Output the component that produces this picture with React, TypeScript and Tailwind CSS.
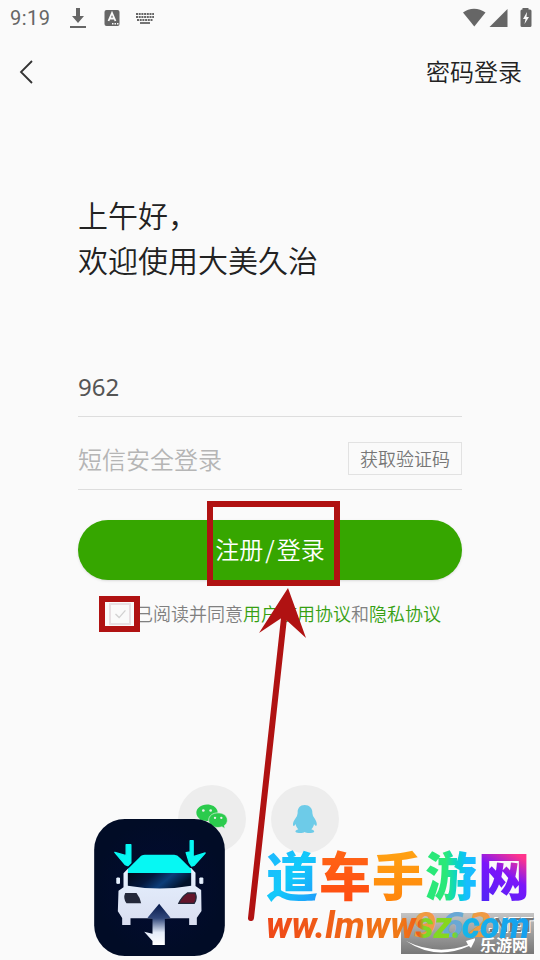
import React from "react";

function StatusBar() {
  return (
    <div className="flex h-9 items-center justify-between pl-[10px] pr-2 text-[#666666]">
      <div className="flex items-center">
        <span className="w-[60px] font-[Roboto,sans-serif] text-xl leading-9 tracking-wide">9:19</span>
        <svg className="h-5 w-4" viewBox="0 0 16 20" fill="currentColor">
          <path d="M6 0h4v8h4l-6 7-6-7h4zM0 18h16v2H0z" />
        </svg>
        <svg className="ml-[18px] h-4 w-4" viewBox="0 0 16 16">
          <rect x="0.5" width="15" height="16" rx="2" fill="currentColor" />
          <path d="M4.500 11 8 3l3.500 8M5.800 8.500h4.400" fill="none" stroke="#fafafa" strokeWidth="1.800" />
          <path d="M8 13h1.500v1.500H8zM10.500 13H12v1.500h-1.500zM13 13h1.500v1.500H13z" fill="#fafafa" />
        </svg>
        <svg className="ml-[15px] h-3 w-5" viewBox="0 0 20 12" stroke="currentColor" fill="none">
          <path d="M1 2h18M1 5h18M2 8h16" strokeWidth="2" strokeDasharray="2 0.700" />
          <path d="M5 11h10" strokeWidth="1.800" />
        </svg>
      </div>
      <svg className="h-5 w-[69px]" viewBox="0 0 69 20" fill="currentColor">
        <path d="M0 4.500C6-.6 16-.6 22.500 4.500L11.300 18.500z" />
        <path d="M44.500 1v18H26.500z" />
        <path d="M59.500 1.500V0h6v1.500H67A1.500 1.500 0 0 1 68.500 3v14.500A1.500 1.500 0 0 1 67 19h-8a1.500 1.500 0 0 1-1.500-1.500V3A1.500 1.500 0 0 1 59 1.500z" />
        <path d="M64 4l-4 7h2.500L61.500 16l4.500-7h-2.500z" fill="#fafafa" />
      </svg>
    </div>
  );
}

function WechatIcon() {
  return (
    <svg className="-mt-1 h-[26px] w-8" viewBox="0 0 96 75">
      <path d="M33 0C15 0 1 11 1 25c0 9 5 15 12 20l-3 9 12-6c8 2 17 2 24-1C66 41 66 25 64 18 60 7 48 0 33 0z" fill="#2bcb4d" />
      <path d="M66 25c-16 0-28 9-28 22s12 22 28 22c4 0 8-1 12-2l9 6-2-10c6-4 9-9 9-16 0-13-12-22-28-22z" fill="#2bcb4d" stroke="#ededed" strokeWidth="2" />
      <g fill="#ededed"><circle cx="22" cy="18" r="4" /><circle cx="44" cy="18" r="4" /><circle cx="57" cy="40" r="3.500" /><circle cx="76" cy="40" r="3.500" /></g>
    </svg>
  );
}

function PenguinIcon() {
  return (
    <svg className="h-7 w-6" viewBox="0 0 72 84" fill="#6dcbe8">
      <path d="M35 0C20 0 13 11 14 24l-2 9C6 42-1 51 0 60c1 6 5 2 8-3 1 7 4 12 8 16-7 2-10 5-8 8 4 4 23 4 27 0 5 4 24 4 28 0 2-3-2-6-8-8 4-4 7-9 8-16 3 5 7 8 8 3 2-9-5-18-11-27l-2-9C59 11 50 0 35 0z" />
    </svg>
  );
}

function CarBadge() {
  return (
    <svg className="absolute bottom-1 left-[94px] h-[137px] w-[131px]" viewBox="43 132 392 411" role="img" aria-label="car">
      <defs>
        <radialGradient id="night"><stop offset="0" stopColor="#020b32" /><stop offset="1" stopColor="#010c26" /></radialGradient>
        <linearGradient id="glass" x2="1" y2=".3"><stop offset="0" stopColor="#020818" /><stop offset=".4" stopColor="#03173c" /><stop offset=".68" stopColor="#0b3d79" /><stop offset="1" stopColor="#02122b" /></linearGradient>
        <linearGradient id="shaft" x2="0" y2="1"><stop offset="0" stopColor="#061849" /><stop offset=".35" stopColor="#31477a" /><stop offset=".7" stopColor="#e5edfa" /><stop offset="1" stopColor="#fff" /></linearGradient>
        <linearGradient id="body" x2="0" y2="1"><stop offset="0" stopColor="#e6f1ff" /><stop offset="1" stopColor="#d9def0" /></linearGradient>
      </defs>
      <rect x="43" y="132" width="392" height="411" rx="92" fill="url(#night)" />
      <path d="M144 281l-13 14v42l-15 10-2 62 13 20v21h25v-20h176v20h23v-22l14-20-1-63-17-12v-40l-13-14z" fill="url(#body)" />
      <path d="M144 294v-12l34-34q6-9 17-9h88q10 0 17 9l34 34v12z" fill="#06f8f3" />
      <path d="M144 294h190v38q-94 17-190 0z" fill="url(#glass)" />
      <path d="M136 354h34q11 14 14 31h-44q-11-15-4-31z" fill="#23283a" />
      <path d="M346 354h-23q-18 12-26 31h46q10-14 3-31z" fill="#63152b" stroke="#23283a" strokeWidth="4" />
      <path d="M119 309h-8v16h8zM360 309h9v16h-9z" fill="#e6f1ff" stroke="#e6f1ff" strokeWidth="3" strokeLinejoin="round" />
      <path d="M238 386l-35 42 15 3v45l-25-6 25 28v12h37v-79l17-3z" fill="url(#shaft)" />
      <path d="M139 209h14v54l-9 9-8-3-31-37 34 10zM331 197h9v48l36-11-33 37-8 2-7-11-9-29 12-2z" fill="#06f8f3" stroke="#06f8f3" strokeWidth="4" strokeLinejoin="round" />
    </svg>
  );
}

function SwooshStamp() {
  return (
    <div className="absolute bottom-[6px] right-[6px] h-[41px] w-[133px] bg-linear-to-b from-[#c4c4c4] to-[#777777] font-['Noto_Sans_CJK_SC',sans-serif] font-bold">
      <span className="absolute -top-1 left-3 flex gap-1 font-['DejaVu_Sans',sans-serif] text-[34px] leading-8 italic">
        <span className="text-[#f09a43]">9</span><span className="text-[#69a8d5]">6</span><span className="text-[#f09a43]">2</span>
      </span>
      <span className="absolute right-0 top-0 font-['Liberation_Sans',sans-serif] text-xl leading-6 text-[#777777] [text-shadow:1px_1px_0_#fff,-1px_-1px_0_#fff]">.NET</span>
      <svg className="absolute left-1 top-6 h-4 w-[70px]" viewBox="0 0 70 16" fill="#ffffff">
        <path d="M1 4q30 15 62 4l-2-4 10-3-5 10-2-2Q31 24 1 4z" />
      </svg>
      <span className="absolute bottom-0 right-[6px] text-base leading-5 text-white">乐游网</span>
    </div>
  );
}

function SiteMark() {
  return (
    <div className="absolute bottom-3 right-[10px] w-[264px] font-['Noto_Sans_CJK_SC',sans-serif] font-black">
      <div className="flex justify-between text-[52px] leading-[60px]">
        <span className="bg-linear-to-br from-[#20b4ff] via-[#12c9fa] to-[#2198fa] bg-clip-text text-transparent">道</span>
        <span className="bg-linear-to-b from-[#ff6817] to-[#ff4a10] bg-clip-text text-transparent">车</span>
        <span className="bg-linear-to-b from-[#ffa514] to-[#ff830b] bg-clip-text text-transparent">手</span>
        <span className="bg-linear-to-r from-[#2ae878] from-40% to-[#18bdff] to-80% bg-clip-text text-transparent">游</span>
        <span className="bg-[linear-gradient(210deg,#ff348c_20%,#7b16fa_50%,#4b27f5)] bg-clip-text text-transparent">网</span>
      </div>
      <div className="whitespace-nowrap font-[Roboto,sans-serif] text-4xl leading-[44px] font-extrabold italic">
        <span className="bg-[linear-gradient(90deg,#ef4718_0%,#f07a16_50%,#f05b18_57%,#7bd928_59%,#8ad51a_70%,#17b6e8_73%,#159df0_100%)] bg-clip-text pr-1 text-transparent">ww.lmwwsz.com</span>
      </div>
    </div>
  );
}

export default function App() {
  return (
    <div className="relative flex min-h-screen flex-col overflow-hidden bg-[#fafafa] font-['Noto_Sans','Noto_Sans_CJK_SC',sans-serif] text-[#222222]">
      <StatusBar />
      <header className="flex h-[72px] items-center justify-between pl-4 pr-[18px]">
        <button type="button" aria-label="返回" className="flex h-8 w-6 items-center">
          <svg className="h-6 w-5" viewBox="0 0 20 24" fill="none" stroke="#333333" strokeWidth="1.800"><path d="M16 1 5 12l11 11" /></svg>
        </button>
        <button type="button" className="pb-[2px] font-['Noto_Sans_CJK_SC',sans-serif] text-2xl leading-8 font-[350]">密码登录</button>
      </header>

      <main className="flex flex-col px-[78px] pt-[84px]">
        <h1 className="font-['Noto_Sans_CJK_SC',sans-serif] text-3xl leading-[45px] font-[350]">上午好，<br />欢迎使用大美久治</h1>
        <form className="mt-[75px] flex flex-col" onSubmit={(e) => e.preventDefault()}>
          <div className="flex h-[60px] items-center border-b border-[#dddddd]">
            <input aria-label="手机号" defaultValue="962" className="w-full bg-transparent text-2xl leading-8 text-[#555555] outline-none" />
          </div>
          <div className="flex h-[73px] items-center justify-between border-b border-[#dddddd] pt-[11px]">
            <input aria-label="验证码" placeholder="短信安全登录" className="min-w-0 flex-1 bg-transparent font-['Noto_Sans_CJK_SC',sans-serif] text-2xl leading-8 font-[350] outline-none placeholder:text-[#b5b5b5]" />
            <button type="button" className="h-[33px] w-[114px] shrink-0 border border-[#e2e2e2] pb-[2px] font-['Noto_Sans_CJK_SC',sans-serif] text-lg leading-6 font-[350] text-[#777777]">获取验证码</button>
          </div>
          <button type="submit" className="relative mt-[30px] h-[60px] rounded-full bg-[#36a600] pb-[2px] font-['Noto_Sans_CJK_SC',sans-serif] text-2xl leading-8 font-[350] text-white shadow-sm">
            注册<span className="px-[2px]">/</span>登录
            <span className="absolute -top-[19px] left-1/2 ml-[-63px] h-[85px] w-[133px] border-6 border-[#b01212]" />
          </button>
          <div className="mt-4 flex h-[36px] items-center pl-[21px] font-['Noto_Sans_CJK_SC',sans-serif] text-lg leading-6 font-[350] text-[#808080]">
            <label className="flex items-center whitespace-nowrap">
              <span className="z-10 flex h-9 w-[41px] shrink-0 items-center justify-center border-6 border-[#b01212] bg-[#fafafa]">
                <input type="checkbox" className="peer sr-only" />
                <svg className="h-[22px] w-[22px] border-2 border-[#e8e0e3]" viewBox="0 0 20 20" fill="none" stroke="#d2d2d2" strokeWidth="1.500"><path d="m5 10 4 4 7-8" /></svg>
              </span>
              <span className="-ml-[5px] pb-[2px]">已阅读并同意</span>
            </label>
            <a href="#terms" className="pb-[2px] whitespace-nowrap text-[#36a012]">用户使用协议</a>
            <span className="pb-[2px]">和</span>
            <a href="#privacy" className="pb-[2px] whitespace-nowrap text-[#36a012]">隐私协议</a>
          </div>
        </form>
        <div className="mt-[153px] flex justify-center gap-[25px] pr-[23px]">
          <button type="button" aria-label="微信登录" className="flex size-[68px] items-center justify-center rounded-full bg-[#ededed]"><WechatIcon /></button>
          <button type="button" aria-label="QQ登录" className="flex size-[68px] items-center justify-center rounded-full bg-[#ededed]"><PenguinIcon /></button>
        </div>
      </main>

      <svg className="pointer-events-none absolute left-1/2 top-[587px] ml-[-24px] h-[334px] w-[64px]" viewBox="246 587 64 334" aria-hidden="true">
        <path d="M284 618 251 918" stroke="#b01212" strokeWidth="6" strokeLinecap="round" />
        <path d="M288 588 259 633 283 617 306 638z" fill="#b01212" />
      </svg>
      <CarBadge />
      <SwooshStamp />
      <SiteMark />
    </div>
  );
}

════════════════

**EXERCISE INSTRUCTIONS:**
Pick out the lines containing the string "React" and show them.

**ANSWER BELOW:**
Output the component that produces this picture with React, TypeScript and Tailwind CSS.
import React from "react";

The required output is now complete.